**Dataset items**
►

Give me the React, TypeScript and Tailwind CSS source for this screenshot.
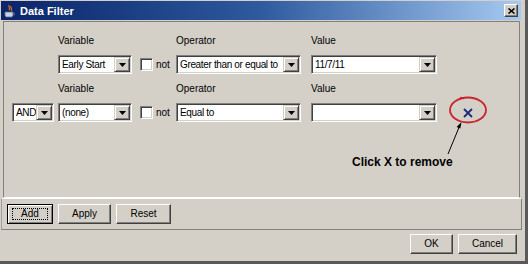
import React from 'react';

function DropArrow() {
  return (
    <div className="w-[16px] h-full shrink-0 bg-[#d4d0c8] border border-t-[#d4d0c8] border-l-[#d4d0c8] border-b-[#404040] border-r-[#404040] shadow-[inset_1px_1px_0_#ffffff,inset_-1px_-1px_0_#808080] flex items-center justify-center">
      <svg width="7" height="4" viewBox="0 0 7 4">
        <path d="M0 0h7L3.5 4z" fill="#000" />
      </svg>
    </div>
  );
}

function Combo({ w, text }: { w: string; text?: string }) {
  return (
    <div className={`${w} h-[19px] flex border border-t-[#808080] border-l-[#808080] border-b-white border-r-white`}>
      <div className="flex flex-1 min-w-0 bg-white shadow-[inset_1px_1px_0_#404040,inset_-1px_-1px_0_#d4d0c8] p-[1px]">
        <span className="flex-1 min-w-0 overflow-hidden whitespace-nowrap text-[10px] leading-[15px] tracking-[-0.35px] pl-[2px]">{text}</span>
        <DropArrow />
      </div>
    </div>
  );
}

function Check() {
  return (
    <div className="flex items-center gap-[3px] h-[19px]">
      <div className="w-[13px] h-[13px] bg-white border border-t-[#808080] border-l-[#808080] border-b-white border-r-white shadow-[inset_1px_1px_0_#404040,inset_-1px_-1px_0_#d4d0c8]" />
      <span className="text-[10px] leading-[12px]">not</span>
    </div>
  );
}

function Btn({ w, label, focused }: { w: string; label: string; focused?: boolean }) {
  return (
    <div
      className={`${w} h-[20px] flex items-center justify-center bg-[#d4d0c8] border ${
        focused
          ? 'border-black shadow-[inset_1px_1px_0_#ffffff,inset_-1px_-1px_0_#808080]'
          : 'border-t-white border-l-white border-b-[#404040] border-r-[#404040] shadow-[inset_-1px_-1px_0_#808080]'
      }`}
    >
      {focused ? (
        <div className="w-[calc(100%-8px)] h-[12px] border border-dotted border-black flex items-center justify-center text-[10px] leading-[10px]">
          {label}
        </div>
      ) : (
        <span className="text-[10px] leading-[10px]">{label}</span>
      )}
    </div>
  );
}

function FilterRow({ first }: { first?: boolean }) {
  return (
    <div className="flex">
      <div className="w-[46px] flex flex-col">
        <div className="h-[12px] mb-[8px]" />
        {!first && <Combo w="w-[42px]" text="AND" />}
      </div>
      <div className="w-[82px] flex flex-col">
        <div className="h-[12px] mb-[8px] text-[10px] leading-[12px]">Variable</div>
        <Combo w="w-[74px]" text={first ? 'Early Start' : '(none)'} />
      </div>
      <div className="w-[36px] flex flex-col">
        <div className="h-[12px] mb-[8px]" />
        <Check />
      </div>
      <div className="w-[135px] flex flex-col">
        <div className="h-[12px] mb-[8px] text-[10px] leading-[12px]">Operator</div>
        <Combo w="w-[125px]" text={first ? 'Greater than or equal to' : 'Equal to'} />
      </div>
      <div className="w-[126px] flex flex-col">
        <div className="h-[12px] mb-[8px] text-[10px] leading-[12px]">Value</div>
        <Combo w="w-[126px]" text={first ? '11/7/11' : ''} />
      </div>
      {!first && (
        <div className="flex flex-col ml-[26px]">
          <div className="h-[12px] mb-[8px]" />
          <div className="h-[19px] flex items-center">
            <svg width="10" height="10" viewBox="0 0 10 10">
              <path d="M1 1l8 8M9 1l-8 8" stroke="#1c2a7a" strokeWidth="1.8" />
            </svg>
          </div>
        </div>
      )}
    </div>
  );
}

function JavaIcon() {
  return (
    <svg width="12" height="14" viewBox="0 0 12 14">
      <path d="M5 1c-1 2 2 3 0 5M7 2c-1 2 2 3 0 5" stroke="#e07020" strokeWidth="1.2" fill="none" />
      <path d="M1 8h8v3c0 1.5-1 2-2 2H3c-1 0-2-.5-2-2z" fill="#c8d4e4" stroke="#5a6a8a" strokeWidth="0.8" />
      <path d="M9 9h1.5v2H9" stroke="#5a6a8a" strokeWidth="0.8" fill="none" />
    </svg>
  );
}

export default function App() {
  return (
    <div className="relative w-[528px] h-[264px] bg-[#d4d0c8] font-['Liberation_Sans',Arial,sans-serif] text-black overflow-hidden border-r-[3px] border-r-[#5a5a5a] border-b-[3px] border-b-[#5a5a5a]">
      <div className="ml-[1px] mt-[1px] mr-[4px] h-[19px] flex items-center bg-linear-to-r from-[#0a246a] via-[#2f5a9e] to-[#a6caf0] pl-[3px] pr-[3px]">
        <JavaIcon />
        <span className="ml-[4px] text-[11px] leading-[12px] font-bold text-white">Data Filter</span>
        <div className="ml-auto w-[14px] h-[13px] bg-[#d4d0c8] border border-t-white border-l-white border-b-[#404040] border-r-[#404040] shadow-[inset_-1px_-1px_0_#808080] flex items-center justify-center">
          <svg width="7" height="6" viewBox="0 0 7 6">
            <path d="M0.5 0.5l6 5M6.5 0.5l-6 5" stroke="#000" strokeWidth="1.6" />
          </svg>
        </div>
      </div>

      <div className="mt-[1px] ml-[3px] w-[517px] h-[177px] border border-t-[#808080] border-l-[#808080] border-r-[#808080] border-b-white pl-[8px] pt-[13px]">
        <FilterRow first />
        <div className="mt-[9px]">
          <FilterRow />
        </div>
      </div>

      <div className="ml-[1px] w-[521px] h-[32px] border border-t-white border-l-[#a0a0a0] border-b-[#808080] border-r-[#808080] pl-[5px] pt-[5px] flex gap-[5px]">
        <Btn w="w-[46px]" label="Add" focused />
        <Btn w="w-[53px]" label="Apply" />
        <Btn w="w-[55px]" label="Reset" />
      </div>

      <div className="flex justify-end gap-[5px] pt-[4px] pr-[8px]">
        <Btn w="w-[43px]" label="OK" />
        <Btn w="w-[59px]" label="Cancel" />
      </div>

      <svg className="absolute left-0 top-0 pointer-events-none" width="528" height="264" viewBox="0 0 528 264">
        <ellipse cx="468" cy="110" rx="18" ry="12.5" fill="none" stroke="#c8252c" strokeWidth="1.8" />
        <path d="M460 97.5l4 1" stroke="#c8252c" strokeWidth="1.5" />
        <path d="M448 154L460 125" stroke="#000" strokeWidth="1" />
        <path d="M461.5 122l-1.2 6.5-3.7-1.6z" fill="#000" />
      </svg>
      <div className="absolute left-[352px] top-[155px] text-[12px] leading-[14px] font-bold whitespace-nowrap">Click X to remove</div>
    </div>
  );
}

◄
►

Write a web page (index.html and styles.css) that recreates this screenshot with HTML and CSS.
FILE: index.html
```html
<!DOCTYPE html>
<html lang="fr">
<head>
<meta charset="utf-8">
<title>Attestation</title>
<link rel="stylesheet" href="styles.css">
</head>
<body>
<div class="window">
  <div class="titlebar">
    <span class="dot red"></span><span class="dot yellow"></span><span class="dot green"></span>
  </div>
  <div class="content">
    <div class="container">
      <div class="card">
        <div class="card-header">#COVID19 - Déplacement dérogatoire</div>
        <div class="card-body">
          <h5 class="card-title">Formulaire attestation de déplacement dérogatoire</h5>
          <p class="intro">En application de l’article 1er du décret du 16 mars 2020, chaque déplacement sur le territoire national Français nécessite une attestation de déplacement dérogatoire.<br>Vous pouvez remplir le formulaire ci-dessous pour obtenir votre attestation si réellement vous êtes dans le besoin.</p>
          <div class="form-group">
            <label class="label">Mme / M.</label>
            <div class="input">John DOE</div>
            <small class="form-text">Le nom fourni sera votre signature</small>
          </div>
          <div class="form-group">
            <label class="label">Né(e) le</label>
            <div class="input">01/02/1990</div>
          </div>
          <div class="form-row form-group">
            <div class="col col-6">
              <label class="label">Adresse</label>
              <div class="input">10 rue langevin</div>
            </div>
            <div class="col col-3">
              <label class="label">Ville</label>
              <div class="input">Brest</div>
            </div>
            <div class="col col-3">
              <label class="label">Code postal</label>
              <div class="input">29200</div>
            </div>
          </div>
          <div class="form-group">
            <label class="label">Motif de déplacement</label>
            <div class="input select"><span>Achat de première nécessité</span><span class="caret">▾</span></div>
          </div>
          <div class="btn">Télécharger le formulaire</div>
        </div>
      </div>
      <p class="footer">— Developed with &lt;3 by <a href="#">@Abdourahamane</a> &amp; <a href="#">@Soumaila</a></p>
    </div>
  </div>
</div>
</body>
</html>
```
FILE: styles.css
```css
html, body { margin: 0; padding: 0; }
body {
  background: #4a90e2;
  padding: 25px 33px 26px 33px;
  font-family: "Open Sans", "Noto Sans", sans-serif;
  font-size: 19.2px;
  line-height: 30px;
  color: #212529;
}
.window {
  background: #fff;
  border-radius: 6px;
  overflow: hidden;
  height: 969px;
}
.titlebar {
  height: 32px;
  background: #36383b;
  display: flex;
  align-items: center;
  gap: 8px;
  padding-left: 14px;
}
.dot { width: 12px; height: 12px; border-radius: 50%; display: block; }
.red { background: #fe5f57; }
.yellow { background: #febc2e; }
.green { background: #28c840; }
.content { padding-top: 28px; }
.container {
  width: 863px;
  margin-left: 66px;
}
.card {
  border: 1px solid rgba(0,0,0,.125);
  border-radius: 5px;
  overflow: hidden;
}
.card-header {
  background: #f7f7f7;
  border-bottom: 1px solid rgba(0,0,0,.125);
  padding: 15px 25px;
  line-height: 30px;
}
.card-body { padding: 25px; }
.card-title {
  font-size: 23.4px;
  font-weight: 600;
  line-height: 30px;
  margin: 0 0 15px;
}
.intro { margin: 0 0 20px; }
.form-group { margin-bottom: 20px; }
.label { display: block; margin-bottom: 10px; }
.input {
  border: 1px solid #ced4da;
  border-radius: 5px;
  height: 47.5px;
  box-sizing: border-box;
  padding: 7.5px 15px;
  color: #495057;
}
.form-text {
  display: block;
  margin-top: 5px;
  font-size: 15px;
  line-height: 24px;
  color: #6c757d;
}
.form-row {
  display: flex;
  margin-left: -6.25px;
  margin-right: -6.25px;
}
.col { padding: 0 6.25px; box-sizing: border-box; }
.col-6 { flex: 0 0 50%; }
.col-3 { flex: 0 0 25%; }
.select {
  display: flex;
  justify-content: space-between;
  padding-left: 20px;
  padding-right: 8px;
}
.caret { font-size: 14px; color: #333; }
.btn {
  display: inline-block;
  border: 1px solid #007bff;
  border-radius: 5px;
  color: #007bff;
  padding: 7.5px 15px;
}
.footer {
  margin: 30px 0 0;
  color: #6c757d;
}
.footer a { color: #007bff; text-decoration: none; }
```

◄

**Work to complete**
Keep to the lines above from the line with "Give me the" to the line with "import React from 'react';", and set down exactly those, inclusive, with nothing else and every picture left out.

**Task response**
Give me the React, TypeScript and Tailwind CSS source for this screenshot.
import React from 'react';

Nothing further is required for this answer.